---------- EXERCISE MATERIAL ----------

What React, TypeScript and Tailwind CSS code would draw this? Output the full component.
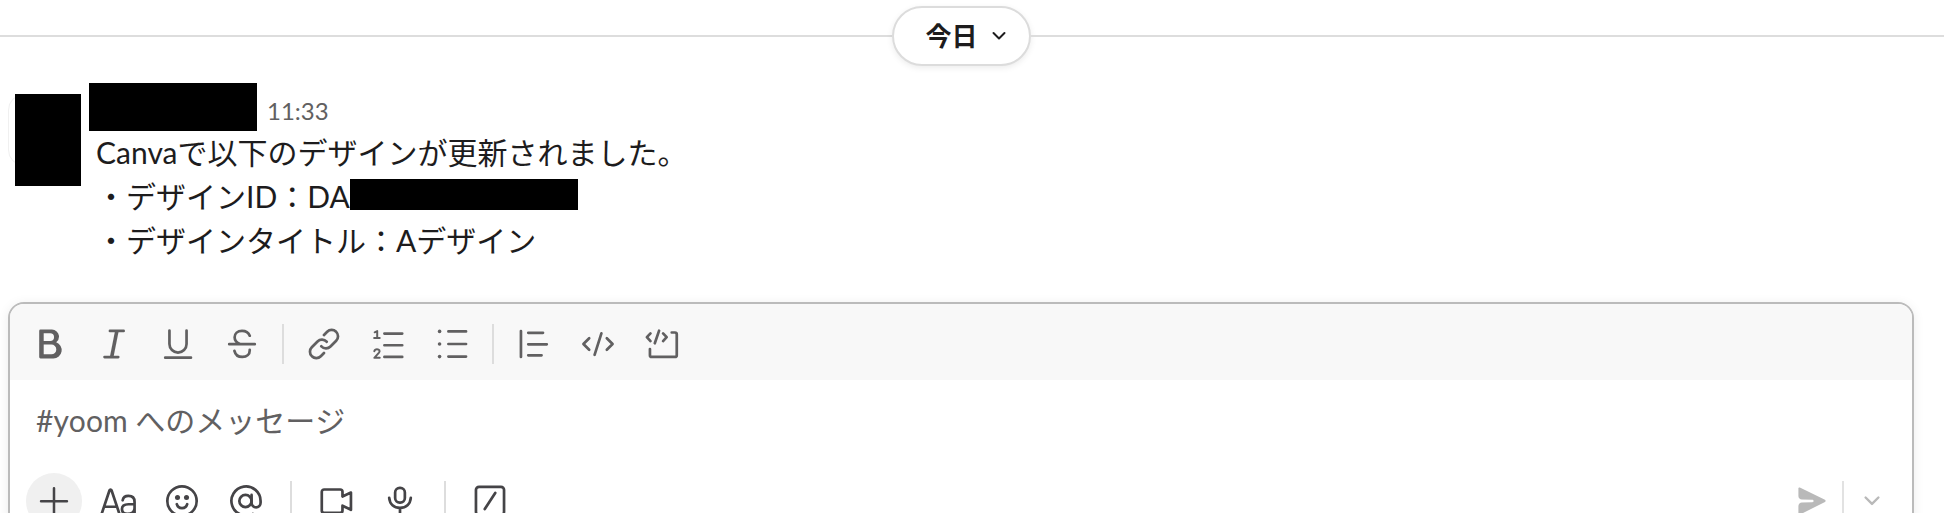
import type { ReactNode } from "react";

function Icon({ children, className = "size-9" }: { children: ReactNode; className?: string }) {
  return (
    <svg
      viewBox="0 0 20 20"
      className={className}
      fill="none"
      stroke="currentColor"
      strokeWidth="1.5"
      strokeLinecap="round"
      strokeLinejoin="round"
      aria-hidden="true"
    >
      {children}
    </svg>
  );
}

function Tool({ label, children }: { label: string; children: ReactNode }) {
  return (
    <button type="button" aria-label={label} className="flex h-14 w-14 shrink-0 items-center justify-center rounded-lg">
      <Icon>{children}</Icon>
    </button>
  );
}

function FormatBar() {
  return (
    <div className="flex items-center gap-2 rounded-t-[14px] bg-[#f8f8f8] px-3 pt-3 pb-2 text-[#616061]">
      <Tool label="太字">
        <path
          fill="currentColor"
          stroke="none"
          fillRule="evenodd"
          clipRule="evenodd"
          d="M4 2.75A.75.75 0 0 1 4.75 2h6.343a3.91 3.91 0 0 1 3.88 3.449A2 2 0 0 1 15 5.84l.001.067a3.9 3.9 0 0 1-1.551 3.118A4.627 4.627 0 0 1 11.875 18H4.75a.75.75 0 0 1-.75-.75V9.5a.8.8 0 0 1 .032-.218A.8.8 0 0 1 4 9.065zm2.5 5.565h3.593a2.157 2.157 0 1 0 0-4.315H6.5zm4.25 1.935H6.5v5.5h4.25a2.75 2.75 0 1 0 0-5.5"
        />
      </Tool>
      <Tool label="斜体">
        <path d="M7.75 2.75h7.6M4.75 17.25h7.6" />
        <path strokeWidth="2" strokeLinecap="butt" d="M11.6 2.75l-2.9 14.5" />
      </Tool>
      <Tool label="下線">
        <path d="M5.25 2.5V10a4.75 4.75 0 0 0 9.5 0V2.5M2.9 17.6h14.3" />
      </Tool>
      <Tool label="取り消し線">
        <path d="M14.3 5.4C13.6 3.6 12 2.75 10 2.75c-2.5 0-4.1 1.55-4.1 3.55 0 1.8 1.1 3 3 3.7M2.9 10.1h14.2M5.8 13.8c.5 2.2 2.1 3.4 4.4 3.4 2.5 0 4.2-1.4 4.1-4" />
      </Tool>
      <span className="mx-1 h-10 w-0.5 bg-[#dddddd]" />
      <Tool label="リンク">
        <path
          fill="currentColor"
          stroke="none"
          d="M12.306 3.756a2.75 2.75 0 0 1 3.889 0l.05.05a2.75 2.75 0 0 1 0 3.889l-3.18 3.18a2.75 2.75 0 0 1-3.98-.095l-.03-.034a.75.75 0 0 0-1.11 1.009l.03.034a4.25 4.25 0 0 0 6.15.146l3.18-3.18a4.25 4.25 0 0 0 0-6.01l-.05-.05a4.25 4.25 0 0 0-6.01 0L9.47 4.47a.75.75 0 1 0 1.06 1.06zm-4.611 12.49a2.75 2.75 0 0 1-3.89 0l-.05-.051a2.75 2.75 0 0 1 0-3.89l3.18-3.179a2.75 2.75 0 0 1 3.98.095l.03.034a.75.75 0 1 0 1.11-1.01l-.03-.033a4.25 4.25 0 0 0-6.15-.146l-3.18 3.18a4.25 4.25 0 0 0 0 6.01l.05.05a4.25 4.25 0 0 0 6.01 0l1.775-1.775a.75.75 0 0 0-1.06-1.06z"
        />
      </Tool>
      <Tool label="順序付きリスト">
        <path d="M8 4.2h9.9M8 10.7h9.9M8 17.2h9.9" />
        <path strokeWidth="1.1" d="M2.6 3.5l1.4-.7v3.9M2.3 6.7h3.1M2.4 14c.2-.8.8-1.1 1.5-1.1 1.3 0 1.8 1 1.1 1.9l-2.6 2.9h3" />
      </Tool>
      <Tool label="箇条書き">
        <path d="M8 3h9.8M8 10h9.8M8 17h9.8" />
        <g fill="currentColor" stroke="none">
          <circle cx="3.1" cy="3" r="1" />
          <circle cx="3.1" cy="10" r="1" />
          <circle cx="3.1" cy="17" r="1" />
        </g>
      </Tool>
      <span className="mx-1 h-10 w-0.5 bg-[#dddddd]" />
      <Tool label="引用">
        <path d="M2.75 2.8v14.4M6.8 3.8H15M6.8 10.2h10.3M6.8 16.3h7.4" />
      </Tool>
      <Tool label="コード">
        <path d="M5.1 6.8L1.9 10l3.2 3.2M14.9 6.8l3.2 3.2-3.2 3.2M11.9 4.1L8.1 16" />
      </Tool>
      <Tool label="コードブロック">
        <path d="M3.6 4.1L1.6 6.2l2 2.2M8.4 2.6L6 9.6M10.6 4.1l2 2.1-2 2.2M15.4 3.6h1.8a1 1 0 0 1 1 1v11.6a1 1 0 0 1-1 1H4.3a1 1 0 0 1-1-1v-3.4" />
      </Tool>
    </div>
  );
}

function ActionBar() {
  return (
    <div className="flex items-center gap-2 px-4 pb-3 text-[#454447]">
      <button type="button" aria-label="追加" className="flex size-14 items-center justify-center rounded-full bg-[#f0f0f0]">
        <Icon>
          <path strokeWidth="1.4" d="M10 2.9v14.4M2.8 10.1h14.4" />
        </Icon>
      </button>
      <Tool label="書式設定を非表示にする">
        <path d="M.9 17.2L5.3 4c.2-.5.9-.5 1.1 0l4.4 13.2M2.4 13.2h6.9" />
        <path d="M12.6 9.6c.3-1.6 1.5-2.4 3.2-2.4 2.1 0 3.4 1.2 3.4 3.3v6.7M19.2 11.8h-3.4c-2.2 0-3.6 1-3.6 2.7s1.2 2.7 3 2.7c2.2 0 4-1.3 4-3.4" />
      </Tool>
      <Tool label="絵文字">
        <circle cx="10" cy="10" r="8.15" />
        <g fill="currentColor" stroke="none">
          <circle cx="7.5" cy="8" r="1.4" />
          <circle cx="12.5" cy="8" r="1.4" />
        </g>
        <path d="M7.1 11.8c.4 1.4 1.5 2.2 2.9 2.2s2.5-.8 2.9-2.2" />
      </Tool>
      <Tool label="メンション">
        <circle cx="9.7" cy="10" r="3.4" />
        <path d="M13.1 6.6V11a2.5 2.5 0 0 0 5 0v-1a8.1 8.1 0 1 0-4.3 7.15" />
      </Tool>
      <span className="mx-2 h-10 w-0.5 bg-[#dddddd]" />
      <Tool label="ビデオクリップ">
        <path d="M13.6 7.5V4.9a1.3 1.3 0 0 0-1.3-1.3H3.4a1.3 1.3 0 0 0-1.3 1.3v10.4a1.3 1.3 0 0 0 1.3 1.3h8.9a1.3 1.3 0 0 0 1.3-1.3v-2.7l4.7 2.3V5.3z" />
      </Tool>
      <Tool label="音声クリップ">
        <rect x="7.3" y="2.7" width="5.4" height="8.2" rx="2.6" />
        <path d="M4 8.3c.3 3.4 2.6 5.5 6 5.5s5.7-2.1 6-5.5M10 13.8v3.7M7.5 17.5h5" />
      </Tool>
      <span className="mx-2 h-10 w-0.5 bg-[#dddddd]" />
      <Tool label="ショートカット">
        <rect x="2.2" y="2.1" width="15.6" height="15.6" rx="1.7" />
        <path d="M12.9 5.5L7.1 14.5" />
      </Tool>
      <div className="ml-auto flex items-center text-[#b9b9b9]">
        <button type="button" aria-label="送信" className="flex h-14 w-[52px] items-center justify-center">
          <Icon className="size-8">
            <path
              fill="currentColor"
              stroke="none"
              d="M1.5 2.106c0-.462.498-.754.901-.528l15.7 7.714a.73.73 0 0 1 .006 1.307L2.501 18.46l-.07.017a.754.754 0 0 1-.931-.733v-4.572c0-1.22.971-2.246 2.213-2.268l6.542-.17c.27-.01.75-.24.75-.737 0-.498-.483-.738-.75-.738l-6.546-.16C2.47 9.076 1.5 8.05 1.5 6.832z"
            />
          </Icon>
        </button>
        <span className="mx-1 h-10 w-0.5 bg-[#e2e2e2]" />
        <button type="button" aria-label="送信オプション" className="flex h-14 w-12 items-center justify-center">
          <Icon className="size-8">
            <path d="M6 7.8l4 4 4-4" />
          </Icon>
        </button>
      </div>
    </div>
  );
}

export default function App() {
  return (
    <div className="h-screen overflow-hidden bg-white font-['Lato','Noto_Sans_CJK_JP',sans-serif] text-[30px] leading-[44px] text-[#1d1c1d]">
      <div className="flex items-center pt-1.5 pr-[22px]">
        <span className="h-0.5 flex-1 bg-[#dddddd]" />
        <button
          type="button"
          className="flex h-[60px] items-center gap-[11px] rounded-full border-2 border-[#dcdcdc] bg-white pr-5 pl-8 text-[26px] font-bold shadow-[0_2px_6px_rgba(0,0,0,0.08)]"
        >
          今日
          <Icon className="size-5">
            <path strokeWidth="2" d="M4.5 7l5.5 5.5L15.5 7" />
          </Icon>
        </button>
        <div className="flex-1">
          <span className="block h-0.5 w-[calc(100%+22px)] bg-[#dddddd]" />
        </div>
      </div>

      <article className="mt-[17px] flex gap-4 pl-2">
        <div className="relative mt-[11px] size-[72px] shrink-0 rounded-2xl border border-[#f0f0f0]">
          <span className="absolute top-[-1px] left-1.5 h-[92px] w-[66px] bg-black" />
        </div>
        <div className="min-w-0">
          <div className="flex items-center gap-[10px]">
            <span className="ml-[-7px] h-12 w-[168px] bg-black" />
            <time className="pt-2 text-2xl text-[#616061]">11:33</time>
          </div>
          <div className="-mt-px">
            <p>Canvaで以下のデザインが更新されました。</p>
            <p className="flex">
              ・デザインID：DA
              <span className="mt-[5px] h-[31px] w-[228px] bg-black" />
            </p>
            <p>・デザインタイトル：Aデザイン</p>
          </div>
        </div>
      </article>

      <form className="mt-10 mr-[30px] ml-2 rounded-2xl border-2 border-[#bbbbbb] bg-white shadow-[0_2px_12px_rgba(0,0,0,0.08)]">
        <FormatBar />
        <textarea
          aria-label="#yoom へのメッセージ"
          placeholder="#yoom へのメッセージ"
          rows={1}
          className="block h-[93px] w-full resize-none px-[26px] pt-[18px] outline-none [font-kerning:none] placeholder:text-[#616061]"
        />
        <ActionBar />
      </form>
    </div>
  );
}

----------
---------- EXERCISE MATERIAL ----------

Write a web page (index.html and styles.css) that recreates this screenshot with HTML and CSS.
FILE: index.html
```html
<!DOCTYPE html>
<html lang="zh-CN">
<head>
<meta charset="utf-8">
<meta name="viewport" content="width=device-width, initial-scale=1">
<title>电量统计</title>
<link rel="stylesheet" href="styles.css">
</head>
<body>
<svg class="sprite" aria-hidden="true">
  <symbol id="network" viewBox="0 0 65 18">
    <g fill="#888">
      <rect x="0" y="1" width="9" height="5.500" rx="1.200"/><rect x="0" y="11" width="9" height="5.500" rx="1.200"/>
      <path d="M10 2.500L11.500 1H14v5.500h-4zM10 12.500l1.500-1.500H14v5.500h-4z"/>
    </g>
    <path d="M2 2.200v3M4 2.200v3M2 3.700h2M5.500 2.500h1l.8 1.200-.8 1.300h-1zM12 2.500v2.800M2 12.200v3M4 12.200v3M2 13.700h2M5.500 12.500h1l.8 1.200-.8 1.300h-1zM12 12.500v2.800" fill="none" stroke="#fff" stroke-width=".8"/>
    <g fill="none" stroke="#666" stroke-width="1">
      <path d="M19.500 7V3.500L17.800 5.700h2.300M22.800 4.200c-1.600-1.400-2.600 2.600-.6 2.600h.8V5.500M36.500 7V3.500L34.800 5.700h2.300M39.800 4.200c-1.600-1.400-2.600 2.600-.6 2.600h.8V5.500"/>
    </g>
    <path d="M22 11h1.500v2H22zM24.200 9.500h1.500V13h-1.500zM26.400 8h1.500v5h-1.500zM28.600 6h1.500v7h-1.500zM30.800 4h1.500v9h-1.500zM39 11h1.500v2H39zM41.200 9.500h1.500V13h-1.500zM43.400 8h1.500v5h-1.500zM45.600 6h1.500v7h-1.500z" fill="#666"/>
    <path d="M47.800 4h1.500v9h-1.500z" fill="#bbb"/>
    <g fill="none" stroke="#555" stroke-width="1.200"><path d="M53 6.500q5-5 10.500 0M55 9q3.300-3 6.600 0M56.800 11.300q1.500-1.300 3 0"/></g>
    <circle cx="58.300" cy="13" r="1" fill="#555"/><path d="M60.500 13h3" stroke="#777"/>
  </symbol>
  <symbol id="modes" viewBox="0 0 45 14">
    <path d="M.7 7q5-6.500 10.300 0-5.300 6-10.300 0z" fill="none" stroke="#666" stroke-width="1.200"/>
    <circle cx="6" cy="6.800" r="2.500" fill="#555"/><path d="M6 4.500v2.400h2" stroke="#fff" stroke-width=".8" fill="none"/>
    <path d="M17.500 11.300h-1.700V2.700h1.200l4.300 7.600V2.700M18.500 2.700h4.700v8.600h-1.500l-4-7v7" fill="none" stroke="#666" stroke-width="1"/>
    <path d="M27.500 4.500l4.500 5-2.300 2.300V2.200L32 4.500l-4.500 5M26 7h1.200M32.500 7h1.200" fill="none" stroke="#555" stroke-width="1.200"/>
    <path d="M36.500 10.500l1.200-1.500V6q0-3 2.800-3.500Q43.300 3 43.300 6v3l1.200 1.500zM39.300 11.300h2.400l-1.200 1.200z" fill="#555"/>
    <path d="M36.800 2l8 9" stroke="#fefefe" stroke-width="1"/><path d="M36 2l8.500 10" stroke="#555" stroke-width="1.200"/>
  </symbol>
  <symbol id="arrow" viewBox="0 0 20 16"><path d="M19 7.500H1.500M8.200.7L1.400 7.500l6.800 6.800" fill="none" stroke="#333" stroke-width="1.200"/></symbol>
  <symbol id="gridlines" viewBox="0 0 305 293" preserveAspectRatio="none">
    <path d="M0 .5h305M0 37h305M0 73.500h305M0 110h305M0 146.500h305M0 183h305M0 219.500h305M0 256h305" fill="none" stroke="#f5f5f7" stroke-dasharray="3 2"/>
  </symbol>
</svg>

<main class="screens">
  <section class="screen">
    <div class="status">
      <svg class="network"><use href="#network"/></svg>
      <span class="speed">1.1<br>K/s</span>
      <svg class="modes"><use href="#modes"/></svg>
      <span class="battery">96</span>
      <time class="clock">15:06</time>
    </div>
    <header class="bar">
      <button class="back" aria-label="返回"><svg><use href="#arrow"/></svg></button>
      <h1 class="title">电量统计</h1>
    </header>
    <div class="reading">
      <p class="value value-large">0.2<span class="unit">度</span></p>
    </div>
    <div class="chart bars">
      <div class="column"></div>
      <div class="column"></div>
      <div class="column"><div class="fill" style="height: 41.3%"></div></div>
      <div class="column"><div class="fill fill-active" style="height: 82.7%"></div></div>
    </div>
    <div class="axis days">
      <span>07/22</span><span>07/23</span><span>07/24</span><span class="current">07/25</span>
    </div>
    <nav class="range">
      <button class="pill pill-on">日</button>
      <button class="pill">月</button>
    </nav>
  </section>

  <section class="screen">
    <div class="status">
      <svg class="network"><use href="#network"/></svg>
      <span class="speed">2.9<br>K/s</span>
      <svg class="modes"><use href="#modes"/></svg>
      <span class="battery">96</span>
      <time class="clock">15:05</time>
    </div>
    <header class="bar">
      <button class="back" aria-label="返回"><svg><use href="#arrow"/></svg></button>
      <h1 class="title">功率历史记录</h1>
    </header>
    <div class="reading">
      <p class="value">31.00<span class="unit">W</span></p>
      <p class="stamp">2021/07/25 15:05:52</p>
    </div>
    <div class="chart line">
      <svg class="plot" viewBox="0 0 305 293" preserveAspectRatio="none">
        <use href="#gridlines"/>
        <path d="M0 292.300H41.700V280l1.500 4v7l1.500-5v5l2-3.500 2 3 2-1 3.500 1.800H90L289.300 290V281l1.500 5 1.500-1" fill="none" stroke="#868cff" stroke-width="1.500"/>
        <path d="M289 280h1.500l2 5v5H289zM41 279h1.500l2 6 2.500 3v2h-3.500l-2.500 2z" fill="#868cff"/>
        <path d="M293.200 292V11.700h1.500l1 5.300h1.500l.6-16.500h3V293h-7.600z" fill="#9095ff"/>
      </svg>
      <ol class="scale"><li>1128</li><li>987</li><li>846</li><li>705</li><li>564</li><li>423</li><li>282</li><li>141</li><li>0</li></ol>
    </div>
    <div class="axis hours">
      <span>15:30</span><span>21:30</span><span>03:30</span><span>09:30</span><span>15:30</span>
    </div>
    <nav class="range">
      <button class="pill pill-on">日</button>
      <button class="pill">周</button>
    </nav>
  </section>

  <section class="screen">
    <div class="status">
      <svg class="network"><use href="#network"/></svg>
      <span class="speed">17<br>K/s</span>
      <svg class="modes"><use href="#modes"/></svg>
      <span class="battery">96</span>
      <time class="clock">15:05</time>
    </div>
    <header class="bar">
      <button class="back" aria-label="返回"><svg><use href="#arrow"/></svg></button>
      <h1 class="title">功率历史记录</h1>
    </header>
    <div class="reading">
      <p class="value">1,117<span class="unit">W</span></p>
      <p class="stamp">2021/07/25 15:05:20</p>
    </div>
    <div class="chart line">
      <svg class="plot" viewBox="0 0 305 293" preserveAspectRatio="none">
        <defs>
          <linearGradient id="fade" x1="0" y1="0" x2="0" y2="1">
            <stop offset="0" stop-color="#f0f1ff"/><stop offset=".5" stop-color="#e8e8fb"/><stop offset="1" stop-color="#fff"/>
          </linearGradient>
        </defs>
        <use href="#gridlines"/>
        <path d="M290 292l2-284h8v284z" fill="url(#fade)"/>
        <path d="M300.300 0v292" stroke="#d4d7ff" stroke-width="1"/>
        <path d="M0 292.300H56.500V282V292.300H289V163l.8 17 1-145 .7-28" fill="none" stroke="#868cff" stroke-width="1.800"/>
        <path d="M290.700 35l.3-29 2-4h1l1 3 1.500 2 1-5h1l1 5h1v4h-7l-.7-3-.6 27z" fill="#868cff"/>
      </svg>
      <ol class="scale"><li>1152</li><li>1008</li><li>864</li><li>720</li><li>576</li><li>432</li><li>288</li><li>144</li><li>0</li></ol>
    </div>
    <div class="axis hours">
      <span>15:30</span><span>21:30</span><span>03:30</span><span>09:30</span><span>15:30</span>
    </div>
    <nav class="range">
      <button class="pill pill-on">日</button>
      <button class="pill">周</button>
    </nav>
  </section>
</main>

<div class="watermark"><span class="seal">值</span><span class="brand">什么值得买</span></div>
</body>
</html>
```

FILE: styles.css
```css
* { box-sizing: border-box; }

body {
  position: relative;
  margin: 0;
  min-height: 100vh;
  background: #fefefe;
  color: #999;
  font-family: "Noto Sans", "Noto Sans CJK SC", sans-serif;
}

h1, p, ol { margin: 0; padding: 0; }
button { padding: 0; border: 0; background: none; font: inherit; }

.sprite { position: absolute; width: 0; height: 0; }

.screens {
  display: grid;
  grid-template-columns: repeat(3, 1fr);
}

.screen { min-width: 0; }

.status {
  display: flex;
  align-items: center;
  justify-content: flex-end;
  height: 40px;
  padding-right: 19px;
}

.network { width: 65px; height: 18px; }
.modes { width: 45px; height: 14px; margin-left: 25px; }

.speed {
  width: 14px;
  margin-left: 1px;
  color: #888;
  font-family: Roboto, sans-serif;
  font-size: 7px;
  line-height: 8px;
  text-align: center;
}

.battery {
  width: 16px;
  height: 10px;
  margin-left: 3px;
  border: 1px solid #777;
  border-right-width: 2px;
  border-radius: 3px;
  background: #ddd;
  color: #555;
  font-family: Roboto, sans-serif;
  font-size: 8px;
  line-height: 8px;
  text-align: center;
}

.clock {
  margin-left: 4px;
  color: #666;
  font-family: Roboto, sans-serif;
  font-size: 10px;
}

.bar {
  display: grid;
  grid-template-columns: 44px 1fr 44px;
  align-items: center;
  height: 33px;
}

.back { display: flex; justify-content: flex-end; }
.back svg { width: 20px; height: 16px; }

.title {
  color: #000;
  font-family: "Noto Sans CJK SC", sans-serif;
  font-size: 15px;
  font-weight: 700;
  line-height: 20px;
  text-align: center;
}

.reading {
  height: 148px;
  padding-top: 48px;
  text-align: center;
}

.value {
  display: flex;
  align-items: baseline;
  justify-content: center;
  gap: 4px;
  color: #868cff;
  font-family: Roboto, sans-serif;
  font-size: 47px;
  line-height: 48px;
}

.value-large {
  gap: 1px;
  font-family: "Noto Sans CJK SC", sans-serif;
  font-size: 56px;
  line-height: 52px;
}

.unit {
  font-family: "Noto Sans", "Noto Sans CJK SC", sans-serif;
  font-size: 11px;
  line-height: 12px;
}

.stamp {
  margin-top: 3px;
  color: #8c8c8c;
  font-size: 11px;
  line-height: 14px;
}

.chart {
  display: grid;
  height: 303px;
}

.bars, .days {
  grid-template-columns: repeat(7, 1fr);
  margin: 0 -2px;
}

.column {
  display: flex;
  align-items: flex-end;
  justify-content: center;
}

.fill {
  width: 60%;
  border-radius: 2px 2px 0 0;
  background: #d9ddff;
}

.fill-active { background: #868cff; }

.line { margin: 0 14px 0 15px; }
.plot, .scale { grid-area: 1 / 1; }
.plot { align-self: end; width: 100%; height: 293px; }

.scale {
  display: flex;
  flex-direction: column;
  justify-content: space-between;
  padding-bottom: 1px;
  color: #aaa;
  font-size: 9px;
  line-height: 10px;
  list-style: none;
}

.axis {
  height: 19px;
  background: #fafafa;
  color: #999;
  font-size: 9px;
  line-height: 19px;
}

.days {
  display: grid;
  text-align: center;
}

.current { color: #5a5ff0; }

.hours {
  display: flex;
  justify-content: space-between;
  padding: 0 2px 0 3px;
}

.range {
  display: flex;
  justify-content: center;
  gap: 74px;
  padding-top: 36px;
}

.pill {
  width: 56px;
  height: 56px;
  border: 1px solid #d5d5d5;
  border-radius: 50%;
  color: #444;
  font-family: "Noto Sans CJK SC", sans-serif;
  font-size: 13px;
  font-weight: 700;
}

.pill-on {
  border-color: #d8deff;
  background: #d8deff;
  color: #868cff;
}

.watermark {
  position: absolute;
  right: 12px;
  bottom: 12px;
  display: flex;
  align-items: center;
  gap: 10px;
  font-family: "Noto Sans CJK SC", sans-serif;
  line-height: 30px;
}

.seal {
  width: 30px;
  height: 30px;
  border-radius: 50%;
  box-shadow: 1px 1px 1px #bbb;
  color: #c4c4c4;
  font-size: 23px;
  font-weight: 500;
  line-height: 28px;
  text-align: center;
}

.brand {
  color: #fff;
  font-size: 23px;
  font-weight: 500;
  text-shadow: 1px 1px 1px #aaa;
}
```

----------

**WHAT IS EXPECTED**
Of the lines in this data, how many contain "index"? Reply with only the number.

**FINISHED ANSWER**
2